PROBLEM STATEMENT: Return the data exactly, with all pictures removed.
*** RECORDED DATA
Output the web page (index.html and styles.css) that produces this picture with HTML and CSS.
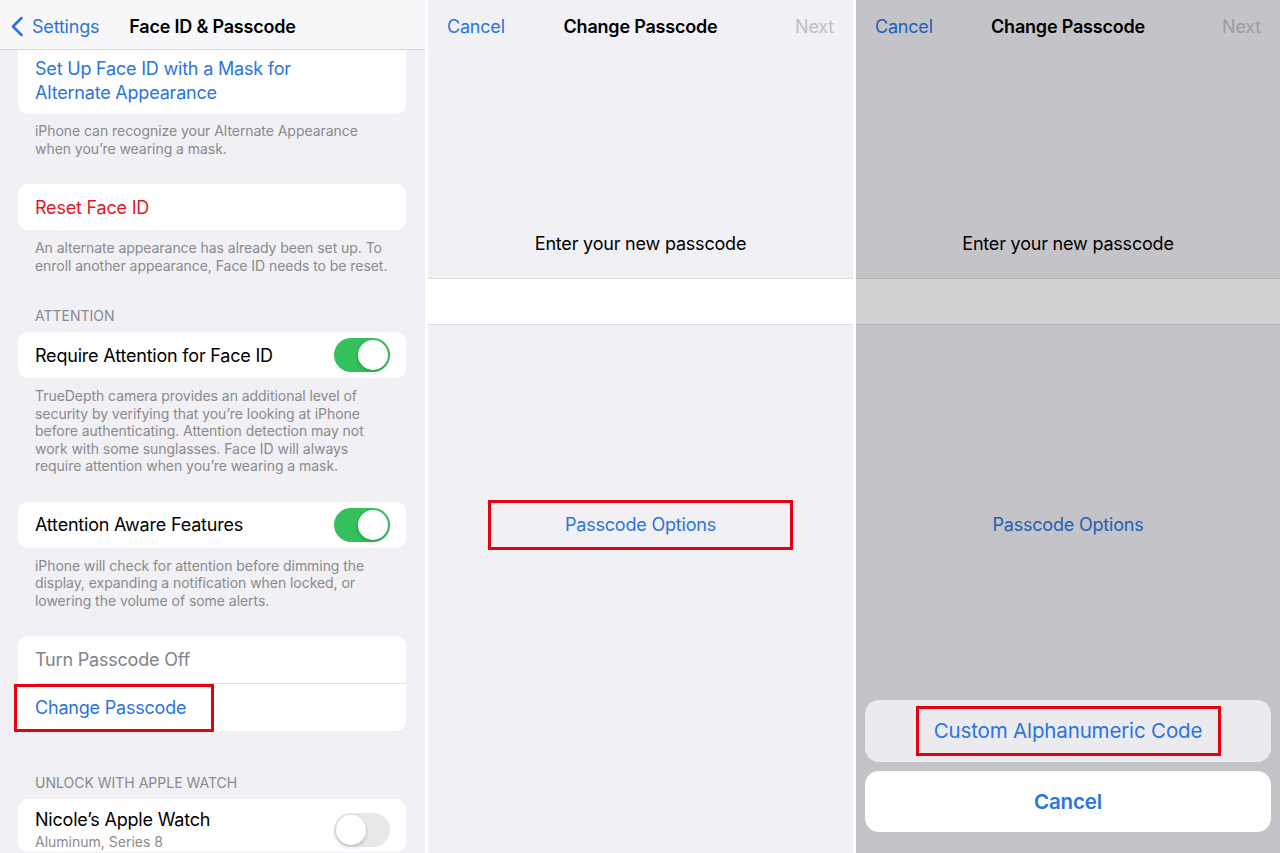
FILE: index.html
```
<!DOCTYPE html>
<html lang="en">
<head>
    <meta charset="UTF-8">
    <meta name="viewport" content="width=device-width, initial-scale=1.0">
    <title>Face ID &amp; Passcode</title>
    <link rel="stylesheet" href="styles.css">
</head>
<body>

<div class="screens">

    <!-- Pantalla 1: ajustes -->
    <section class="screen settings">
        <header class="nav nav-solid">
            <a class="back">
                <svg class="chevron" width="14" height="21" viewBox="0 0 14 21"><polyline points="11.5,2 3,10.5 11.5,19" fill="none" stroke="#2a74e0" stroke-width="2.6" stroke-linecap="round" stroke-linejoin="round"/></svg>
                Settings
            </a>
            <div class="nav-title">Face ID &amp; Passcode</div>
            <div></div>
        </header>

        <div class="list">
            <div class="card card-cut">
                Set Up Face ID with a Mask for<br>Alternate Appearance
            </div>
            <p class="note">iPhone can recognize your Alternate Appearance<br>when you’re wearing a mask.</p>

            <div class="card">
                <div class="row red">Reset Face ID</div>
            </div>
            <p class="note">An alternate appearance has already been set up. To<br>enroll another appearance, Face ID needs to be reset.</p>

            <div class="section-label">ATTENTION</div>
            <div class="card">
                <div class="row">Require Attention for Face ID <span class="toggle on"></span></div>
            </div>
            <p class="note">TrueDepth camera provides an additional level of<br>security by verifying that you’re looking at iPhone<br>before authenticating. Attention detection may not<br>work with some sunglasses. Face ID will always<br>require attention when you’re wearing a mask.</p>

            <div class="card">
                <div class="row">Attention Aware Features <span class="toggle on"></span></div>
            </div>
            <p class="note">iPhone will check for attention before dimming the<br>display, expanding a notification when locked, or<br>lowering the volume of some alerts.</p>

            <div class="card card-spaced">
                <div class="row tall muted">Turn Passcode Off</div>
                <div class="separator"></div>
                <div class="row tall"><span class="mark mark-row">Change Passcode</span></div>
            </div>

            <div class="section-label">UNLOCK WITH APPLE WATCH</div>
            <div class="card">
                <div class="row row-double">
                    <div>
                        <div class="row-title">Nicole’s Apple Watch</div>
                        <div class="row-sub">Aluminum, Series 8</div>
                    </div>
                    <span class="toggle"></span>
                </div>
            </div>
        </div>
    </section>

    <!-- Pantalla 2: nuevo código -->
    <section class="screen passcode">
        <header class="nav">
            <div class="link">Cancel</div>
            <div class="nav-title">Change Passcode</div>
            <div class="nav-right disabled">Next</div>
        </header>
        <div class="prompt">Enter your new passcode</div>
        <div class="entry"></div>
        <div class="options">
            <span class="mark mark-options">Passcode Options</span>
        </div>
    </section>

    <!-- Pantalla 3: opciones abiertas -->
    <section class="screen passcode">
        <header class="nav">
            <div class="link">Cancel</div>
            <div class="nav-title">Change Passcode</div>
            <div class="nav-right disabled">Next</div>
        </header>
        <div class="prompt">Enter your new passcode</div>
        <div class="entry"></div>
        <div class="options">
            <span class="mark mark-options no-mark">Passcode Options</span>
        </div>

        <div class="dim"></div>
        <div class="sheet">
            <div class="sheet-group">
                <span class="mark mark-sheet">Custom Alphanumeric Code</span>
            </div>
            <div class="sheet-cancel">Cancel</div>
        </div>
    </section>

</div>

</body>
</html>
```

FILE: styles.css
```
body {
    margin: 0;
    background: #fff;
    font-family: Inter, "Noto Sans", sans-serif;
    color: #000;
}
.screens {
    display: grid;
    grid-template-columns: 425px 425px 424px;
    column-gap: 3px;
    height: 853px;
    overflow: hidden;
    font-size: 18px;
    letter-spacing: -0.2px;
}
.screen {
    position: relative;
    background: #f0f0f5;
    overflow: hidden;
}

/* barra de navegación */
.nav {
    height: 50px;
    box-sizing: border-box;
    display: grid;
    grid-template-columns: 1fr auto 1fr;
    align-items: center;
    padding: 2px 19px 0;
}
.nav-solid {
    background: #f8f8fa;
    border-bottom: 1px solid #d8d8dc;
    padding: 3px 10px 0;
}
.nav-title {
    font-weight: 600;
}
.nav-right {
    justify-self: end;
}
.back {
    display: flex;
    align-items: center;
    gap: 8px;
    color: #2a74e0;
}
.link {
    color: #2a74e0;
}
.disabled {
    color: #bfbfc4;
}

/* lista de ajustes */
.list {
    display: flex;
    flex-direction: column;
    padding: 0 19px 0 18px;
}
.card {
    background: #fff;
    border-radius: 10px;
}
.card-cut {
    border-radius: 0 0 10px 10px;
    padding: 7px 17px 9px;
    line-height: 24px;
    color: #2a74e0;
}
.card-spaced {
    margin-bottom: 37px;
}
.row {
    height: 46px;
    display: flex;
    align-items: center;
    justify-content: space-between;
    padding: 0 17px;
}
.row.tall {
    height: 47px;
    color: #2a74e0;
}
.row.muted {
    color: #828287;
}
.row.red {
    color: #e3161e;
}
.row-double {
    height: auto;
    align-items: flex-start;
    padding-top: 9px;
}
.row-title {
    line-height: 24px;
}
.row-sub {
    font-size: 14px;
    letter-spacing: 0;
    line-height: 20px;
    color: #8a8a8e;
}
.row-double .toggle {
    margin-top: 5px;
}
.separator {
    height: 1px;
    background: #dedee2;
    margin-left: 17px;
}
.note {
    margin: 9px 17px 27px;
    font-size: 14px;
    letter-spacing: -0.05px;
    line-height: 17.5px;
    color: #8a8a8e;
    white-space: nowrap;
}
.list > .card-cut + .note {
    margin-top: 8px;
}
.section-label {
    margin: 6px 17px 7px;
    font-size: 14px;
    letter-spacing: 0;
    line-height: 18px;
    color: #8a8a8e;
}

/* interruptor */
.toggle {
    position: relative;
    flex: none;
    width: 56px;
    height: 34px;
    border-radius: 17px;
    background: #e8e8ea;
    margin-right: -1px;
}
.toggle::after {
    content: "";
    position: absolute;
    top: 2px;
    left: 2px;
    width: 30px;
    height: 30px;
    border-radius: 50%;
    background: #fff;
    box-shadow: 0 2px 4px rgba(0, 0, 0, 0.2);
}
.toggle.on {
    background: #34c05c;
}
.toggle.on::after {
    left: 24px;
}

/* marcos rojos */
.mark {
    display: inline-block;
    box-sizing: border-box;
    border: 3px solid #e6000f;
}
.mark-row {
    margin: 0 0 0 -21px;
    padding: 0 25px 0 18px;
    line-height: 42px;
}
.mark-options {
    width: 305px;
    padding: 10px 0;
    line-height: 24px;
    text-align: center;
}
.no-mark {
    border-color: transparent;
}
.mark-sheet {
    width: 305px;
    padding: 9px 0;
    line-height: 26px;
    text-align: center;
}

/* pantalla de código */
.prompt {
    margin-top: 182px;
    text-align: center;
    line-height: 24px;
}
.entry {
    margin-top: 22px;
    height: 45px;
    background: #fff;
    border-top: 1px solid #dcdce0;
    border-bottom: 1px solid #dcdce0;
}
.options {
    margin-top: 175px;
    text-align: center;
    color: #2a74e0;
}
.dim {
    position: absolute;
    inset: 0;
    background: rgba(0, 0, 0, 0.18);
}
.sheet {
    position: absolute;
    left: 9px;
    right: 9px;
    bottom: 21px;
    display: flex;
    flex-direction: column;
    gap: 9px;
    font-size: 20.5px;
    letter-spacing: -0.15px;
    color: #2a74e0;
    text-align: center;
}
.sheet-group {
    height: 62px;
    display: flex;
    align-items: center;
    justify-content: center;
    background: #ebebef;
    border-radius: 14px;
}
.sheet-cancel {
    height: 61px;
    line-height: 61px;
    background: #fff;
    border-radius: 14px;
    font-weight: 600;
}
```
******
CORRECT RESULT:
Output the web page (index.html and styles.css) that produces this picture with HTML and CSS.
FILE: index.html
```
<!DOCTYPE html>
<html lang="en">
<head>
    <meta charset="UTF-8">
    <meta name="viewport" content="width=device-width, initial-scale=1.0">
    <title>Face ID &amp; Passcode</title>
    <link rel="stylesheet" href="styles.css">
</head>
<body>

<div class="screens">

    <!-- Pantalla 1: ajustes -->
    <section class="screen settings">
        <header class="nav nav-solid">
            <a class="back">
                <svg class="chevron" width="14" height="21" viewBox="0 0 14 21"><polyline points="11.5,2 3,10.5 11.5,19" fill="none" stroke="#2a74e0" stroke-width="2.6" stroke-linecap="round" stroke-linejoin="round"/></svg>
                Settings
            </a>
            <div class="nav-title">Face ID &amp; Passcode</div>
            <div></div>
        </header>

        <div class="list">
            <div class="card card-cut">
                Set Up Face ID with a Mask for<br>Alternate Appearance
            </div>
            <p class="note">iPhone can recognize your Alternate Appearance<br>when you’re wearing a mask.</p>

            <div class="card">
                <div class="row red">Reset Face ID</div>
            </div>
            <p class="note">An alternate appearance has already been set up. To<br>enroll another appearance, Face ID needs to be reset.</p>

            <div class="section-label">ATTENTION</div>
            <div class="card">
                <div class="row">Require Attention for Face ID <span class="toggle on"></span></div>
            </div>
            <p class="note">TrueDepth camera provides an additional level of<br>security by verifying that you’re looking at iPhone<br>before authenticating. Attention detection may not<br>work with some sunglasses. Face ID will always<br>require attention when you’re wearing a mask.</p>

            <div class="card">
                <div class="row">Attention Aware Features <span class="toggle on"></span></div>
            </div>
            <p class="note">iPhone will check for attention before dimming the<br>display, expanding a notification when locked, or<br>lowering the volume of some alerts.</p>

            <div class="card card-spaced">
                <div class="row tall muted">Turn Passcode Off</div>
                <div class="separator"></div>
                <div class="row tall"><span class="mark mark-row">Change Passcode</span></div>
            </div>

            <div class="section-label">UNLOCK WITH APPLE WATCH</div>
            <div class="card">
                <div class="row row-double">
                    <div>
                        <div class="row-title">Nicole’s Apple Watch</div>
                        <div class="row-sub">Aluminum, Series 8</div>
                    </div>
                    <span class="toggle"></span>
                </div>
            </div>
        </div>
    </section>

    <!-- Pantalla 2: nuevo código -->
    <section class="screen passcode">
        <header class="nav">
            <div class="link">Cancel</div>
            <div class="nav-title">Change Passcode</div>
            <div class="nav-right disabled">Next</div>
        </header>
        <div class="prompt">Enter your new passcode</div>
        <div class="entry"></div>
        <div class="options">
            <span class="mark mark-options">Passcode Options</span>
        </div>
    </section>

    <!-- Pantalla 3: opciones abiertas -->
    <section class="screen passcode">
        <header class="nav">
            <div class="link">Cancel</div>
            <div class="nav-title">Change Passcode</div>
            <div class="nav-right disabled">Next</div>
        </header>
        <div class="prompt">Enter your new passcode</div>
        <div class="entry"></div>
        <div class="options">
            <span class="mark mark-options no-mark">Passcode Options</span>
        </div>

        <div class="dim"></div>
        <div class="sheet">
            <div class="sheet-group">
                <span class="mark mark-sheet">Custom Alphanumeric Code</span>
            </div>
            <div class="sheet-cancel">Cancel</div>
        </div>
    </section>

</div>

</body>
</html>
```

FILE: styles.css
```
body {
    margin: 0;
    background: #fff;
    font-family: Inter, "Noto Sans", sans-serif;
    color: #000;
}
.screens {
    display: grid;
    grid-template-columns: 425px 425px 424px;
    column-gap: 3px;
    height: 853px;
    overflow: hidden;
    font-size: 18px;
    letter-spacing: -0.2px;
}
.screen {
    position: relative;
    background: #f0f0f5;
    overflow: hidden;
}

/* barra de navegación */
.nav {
    height: 50px;
    box-sizing: border-box;
    display: grid;
    grid-template-columns: 1fr auto 1fr;
    align-items: center;
    padding: 2px 19px 0;
}
.nav-solid {
    background: #f8f8fa;
    border-bottom: 1px solid #d8d8dc;
    padding: 3px 10px 0;
}
.nav-title {
    font-weight: 600;
}
.nav-right {
    justify-self: end;
}
.back {
    display: flex;
    align-items: center;
    gap: 8px;
    color: #2a74e0;
}
.link {
    color: #2a74e0;
}
.disabled {
    color: #bfbfc4;
}

/* lista de ajustes */
.list {
    display: flex;
    flex-direction: column;
    padding: 0 19px 0 18px;
}
.card {
    background: #fff;
    border-radius: 10px;
}
.card-cut {
    border-radius: 0 0 10px 10px;
    padding: 7px 17px 9px;
    line-height: 24px;
    color: #2a74e0;
}
.card-spaced {
    margin-bottom: 37px;
}
.row {
    height: 46px;
    display: flex;
    align-items: center;
    justify-content: space-between;
    padding: 0 17px;
}
.row.tall {
    height: 47px;
    color: #2a74e0;
}
.row.muted {
    color: #828287;
}
.row.red {
    color: #e3161e;
}
.row-double {
    height: auto;
    align-items: flex-start;
    padding-top: 9px;
}
.row-title {
    line-height: 24px;
}
.row-sub {
    font-size: 14px;
    letter-spacing: 0;
    line-height: 20px;
    color: #8a8a8e;
}
.row-double .toggle {
    margin-top: 5px;
}
.separator {
    height: 1px;
    background: #dedee2;
    margin-left: 17px;
}
.note {
    margin: 9px 17px 27px;
    font-size: 14px;
    letter-spacing: -0.05px;
    line-height: 17.5px;
    color: #8a8a8e;
    white-space: nowrap;
}
.list > .card-cut + .note {
    margin-top: 8px;
}
.section-label {
    margin: 6px 17px 7px;
    font-size: 14px;
    letter-spacing: 0;
    line-height: 18px;
    color: #8a8a8e;
}

/* interruptor */
.toggle {
    position: relative;
    flex: none;
    width: 56px;
    height: 34px;
    border-radius: 17px;
    background: #e8e8ea;
    margin-right: -1px;
}
.toggle::after {
    content: "";
    position: absolute;
    top: 2px;
    left: 2px;
    width: 30px;
    height: 30px;
    border-radius: 50%;
    background: #fff;
    box-shadow: 0 2px 4px rgba(0, 0, 0, 0.2);
}
.toggle.on {
    background: #34c05c;
}
.toggle.on::after {
    left: 24px;
}

/* marcos rojos */
.mark {
    display: inline-block;
    box-sizing: border-box;
    border: 3px solid #e6000f;
}
.mark-row {
    margin: 0 0 0 -21px;
    padding: 0 25px 0 18px;
    line-height: 42px;
}
.mark-options {
    width: 305px;
    padding: 10px 0;
    line-height: 24px;
    text-align: center;
}
.no-mark {
    border-color: transparent;
}
.mark-sheet {
    width: 305px;
    padding: 9px 0;
    line-height: 26px;
    text-align: center;
}

/* pantalla de código */
.prompt {
    margin-top: 182px;
    text-align: center;
    line-height: 24px;
}
.entry {
    margin-top: 22px;
    height: 45px;
    background: #fff;
    border-top: 1px solid #dcdce0;
    border-bottom: 1px solid #dcdce0;
}
.options {
    margin-top: 175px;
    text-align: center;
    color: #2a74e0;
}
.dim {
    position: absolute;
    inset: 0;
    background: rgba(0, 0, 0, 0.18);
}
.sheet {
    position: absolute;
    left: 9px;
    right: 9px;
    bottom: 21px;
    display: flex;
    flex-direction: column;
    gap: 9px;
    font-size: 20.5px;
    letter-spacing: -0.15px;
    color: #2a74e0;
    text-align: center;
}
.sheet-group {
    height: 62px;
    display: flex;
    align-items: center;
    justify-content: center;
    background: #ebebef;
    border-radius: 14px;
}
.sheet-cancel {
    height: 61px;
    line-height: 61px;
    background: #fff;
    border-radius: 14px;
    font-weight: 600;
}
```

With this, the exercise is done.